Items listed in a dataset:
## START
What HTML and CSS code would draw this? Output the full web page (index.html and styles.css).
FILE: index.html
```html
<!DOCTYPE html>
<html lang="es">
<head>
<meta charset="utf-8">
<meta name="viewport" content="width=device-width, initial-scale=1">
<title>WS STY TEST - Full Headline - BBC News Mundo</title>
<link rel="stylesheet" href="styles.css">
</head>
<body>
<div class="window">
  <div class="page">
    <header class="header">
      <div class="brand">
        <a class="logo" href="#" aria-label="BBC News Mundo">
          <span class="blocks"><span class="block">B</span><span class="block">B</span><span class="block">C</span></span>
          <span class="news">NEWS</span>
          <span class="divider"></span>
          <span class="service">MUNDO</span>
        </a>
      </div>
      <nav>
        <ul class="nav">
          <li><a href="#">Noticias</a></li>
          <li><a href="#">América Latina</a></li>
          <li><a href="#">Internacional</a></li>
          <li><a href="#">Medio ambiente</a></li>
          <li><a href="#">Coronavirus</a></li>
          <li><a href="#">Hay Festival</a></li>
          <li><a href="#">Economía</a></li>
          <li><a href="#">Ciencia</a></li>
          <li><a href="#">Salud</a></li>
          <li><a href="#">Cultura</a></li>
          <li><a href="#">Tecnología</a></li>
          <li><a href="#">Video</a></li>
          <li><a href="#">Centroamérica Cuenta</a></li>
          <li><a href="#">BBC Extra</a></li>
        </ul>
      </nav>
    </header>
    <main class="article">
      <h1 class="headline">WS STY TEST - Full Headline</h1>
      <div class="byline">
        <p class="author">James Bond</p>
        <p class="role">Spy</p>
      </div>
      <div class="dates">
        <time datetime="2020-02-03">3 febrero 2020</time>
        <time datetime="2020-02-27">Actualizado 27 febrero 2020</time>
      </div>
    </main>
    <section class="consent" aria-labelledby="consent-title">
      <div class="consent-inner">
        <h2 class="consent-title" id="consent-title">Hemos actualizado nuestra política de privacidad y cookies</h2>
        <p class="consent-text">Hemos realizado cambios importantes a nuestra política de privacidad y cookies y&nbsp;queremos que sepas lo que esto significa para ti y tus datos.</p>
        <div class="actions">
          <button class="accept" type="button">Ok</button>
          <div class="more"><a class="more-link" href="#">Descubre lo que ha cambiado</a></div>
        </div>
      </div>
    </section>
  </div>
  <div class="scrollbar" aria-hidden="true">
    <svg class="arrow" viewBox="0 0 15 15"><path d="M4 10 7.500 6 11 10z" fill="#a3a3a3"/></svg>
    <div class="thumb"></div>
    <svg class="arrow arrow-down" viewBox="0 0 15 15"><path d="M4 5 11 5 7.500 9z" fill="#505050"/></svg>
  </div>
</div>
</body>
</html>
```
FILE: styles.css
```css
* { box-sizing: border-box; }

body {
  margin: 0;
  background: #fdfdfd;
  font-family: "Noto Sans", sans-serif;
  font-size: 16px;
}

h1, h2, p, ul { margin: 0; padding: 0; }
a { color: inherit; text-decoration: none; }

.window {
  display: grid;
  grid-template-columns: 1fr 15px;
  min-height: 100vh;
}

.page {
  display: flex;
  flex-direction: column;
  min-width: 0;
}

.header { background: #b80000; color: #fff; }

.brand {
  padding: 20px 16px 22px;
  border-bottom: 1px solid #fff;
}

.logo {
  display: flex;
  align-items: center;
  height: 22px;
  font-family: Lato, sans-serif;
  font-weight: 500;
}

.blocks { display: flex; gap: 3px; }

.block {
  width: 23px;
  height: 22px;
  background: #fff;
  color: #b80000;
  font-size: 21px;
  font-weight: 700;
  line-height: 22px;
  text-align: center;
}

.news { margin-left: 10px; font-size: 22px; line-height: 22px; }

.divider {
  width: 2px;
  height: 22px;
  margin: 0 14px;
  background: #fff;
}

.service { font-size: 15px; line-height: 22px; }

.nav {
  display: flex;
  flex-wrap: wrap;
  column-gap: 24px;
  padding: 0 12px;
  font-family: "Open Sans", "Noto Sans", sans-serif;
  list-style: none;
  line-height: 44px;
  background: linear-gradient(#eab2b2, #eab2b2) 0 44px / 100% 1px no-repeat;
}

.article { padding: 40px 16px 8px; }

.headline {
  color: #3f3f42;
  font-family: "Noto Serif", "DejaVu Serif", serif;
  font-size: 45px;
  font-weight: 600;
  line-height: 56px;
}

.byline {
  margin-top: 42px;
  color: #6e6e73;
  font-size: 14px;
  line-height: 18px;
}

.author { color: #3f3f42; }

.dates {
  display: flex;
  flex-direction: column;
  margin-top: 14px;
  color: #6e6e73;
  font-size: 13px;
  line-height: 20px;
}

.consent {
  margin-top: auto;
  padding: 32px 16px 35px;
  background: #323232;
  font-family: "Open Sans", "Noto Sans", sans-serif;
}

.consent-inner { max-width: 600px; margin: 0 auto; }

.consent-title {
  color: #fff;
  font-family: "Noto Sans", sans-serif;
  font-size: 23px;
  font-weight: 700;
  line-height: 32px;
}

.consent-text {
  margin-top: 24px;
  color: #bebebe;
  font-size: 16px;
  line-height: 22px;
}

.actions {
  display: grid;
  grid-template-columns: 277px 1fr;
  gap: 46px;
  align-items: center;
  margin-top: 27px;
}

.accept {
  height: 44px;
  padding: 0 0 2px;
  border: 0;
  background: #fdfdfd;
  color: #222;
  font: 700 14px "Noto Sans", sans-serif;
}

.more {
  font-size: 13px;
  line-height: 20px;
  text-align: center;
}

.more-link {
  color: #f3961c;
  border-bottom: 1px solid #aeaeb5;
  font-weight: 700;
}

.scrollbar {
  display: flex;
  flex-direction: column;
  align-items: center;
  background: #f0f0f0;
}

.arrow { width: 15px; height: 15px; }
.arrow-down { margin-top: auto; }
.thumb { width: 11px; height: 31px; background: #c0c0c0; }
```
## END
## START
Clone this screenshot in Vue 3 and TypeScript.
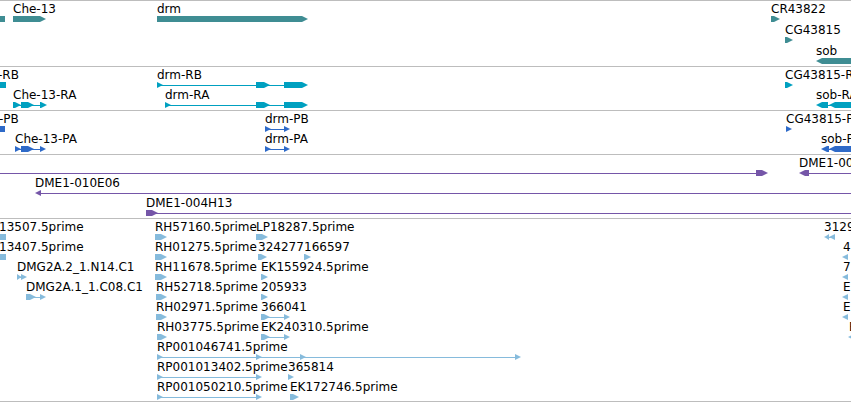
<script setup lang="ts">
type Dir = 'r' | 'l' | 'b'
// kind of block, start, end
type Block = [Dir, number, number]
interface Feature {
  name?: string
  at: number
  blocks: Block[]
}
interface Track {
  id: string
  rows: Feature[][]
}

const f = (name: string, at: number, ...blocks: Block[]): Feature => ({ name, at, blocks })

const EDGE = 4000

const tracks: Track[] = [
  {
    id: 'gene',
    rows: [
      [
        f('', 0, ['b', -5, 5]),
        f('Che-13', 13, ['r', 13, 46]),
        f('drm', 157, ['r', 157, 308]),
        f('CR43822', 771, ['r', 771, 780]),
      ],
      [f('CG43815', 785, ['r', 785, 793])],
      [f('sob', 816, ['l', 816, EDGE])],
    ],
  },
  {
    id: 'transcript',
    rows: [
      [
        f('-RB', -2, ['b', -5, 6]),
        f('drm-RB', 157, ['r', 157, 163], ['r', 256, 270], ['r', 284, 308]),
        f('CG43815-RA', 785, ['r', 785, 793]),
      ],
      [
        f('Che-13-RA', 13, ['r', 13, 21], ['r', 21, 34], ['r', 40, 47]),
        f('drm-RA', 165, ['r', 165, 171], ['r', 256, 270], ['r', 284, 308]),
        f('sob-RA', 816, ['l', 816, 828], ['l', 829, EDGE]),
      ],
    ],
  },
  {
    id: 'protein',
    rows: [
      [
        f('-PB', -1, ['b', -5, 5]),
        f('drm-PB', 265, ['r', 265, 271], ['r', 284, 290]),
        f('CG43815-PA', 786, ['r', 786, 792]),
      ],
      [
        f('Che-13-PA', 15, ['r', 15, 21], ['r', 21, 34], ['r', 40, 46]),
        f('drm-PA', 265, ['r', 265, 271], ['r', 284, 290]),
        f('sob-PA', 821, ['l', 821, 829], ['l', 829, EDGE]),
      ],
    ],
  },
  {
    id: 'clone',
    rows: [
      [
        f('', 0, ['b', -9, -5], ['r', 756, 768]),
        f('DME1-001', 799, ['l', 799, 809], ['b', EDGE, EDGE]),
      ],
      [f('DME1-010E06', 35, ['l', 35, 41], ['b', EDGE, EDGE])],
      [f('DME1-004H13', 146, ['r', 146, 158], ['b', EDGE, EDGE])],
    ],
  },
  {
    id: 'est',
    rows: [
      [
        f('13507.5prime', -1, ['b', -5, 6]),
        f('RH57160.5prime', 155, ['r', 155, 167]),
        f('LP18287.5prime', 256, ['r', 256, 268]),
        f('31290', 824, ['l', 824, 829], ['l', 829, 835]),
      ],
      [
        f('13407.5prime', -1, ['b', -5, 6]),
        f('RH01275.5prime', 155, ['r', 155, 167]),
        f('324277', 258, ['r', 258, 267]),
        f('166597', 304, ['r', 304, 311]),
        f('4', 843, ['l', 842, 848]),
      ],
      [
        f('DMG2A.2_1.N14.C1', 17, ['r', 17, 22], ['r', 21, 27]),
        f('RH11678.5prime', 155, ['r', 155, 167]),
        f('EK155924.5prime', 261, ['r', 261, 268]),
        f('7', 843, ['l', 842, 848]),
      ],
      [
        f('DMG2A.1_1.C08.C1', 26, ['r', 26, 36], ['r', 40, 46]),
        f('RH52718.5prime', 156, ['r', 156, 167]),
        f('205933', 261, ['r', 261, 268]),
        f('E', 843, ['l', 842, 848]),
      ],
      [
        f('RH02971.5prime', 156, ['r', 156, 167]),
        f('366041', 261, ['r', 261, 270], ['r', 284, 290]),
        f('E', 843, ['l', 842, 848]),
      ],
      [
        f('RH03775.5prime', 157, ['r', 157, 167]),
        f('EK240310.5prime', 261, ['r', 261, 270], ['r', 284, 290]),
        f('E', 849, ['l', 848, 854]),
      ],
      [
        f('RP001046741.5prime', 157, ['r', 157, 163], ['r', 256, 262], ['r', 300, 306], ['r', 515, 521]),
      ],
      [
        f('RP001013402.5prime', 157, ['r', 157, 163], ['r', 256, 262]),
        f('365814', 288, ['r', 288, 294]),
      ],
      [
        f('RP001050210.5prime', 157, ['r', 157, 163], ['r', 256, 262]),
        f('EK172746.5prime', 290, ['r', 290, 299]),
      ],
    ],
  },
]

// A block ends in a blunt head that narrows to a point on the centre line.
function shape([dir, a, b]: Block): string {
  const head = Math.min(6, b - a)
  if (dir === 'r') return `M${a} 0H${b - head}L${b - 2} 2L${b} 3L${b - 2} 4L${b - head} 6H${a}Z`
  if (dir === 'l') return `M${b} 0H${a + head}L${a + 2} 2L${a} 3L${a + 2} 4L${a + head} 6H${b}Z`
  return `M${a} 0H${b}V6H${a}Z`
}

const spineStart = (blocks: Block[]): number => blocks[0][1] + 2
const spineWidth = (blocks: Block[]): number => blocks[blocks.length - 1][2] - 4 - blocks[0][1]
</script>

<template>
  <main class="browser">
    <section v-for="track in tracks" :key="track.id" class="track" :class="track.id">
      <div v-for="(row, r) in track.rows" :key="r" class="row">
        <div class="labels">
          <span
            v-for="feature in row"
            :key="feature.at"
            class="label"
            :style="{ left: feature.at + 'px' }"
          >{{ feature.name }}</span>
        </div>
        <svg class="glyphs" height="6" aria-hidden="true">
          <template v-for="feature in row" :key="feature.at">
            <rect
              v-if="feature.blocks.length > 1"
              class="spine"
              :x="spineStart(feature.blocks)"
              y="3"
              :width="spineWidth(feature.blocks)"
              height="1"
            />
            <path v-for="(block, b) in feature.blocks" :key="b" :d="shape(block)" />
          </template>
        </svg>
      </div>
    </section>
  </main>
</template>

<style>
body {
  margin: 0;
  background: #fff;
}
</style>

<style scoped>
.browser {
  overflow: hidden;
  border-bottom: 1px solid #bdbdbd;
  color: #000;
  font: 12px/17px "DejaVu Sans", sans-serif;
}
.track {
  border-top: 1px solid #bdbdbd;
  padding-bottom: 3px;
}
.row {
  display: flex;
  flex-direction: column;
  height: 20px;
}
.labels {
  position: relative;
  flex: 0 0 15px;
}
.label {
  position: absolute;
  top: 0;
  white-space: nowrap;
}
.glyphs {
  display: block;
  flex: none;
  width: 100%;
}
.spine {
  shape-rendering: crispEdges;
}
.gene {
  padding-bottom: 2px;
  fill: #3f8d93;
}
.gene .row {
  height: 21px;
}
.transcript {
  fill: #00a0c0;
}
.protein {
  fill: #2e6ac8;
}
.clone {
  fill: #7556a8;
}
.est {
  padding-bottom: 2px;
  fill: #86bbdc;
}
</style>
## END
## START
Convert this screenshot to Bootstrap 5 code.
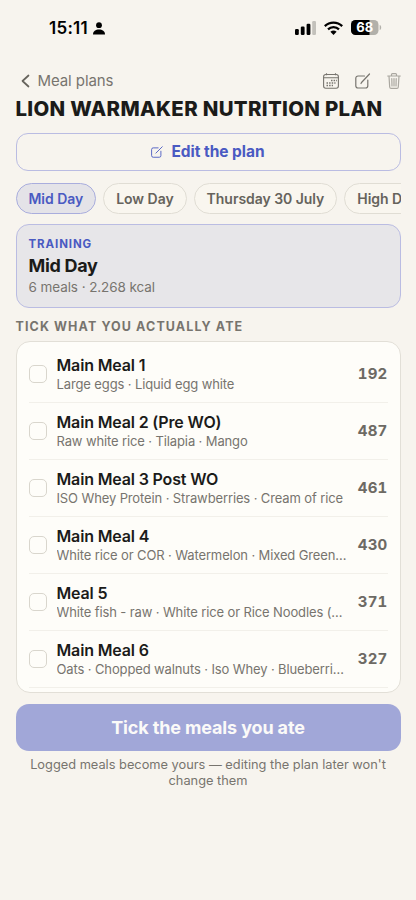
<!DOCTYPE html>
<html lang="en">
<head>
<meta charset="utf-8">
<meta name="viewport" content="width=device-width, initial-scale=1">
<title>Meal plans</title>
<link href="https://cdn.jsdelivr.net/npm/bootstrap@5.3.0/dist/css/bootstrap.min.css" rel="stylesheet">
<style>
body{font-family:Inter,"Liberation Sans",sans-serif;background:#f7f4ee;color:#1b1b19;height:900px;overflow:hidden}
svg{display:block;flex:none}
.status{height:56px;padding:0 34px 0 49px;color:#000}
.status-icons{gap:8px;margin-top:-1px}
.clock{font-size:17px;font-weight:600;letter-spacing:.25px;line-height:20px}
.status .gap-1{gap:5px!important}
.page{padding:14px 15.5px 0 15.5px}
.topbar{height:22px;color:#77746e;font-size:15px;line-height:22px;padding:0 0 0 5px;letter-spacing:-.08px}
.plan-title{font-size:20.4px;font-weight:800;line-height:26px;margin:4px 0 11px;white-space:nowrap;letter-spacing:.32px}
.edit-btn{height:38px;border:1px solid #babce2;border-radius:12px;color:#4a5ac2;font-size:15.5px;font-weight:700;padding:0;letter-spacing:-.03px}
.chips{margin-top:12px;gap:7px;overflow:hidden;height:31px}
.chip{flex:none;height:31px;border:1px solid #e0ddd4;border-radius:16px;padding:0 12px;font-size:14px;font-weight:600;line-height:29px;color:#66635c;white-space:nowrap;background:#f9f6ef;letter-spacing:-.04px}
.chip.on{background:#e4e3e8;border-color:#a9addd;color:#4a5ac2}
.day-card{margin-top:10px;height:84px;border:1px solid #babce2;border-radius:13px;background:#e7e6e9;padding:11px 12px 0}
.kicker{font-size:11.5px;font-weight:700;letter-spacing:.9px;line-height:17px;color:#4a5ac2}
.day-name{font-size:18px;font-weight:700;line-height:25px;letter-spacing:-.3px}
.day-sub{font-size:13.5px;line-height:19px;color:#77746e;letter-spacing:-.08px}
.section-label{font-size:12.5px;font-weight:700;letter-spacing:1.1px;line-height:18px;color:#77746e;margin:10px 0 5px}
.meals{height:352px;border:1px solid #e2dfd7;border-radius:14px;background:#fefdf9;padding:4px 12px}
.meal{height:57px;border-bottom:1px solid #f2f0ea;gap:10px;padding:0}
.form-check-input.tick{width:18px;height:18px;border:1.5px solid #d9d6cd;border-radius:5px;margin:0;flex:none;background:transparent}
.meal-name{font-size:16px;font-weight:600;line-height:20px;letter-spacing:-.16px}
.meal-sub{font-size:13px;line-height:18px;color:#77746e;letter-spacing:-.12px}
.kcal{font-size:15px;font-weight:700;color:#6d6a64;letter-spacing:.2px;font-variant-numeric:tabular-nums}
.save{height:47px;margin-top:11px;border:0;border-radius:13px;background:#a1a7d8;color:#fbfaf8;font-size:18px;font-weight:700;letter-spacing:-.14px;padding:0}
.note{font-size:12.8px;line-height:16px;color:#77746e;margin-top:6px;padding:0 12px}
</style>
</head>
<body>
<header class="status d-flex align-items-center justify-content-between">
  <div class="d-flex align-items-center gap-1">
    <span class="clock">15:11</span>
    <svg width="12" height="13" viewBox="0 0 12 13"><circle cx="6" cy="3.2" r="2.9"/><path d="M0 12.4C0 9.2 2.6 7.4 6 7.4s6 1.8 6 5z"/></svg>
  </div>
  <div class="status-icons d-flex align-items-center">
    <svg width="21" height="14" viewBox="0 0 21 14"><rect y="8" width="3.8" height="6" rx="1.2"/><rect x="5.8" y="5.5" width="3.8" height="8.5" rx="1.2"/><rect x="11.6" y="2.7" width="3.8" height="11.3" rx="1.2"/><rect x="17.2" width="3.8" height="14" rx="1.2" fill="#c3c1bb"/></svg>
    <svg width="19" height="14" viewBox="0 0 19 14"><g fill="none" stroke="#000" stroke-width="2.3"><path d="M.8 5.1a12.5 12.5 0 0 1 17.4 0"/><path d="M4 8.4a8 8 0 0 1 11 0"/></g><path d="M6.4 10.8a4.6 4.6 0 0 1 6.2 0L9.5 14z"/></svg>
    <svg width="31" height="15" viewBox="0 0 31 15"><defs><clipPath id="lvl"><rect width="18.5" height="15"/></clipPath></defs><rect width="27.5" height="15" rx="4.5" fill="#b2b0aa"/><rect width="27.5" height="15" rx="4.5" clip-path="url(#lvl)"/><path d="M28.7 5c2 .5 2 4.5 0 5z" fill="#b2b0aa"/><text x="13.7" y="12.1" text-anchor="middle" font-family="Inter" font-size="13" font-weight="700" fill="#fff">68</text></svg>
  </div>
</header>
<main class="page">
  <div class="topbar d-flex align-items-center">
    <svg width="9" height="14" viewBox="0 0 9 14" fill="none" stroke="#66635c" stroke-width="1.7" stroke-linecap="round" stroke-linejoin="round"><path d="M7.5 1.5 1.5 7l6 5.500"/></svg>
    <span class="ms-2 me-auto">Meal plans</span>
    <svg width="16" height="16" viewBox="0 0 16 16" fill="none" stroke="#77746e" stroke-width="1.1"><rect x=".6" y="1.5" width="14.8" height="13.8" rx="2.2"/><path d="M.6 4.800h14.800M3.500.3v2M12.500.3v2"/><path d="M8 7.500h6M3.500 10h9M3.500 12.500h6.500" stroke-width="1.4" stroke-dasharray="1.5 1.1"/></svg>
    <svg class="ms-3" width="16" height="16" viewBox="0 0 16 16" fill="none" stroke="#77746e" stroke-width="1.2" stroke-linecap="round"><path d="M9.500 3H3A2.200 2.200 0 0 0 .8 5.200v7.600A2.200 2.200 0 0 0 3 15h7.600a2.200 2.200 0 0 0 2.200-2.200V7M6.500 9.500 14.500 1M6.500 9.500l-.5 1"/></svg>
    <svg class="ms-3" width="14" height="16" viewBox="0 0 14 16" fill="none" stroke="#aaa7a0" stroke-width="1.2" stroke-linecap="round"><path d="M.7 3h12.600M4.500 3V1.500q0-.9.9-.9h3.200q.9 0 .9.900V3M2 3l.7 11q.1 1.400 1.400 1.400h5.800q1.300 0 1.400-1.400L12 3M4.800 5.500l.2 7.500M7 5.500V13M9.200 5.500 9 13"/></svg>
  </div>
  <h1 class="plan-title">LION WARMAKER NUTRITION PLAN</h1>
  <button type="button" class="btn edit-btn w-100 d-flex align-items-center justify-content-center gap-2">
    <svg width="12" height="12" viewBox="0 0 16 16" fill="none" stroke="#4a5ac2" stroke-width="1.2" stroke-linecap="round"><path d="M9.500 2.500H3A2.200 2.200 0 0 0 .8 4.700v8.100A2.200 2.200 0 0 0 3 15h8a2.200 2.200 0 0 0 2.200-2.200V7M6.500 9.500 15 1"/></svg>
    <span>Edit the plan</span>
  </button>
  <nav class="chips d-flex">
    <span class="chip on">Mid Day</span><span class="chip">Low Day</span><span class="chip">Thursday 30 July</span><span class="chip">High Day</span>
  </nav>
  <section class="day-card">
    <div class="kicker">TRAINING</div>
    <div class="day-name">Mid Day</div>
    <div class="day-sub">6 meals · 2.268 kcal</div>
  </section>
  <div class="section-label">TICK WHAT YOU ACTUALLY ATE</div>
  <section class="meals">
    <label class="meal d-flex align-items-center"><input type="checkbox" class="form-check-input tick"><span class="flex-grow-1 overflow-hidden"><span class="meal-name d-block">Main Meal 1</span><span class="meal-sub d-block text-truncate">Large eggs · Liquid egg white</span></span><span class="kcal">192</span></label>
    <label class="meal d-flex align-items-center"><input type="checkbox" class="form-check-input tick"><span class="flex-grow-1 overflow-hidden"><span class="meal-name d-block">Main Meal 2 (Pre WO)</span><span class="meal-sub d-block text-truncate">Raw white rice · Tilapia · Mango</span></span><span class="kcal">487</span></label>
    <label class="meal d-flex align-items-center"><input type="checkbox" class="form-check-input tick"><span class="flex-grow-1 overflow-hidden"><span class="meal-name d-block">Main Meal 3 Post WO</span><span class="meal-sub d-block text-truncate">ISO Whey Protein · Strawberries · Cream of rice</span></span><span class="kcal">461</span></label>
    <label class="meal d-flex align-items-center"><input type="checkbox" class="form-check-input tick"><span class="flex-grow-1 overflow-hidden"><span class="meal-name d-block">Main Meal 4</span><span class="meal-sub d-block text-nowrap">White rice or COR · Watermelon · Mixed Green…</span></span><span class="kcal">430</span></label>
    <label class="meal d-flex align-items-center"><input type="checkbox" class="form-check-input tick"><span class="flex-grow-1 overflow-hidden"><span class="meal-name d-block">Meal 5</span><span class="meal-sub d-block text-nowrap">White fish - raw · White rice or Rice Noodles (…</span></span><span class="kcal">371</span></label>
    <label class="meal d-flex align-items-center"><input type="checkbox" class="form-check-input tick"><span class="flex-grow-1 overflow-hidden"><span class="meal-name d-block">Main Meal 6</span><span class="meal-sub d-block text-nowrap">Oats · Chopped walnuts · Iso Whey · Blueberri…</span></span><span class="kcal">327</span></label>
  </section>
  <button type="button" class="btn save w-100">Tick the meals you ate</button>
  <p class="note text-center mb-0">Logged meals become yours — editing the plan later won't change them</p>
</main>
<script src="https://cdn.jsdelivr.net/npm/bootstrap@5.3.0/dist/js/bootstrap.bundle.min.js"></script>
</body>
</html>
## END
▸ What to do
Word for word, retype the lines in the entries above that run from the one with "Clone this screenshot" through the one with "Block[]): Feature =>". Both ends count; pictures do not.

▸ Answer for this exercise
Clone this screenshot in Vue 3 and TypeScript.
<script setup lang="ts">
type Dir = 'r' | 'l' | 'b'
// kind of block, start, end
type Block = [Dir, number, number]
interface Feature {
  name?: string
  at: number
  blocks: Block[]
}
interface Track {
  id: string
  rows: Feature[][]
}

const f = (name: string, at: number, ...blocks: Block[]): Feature => ({ name, at, blocks })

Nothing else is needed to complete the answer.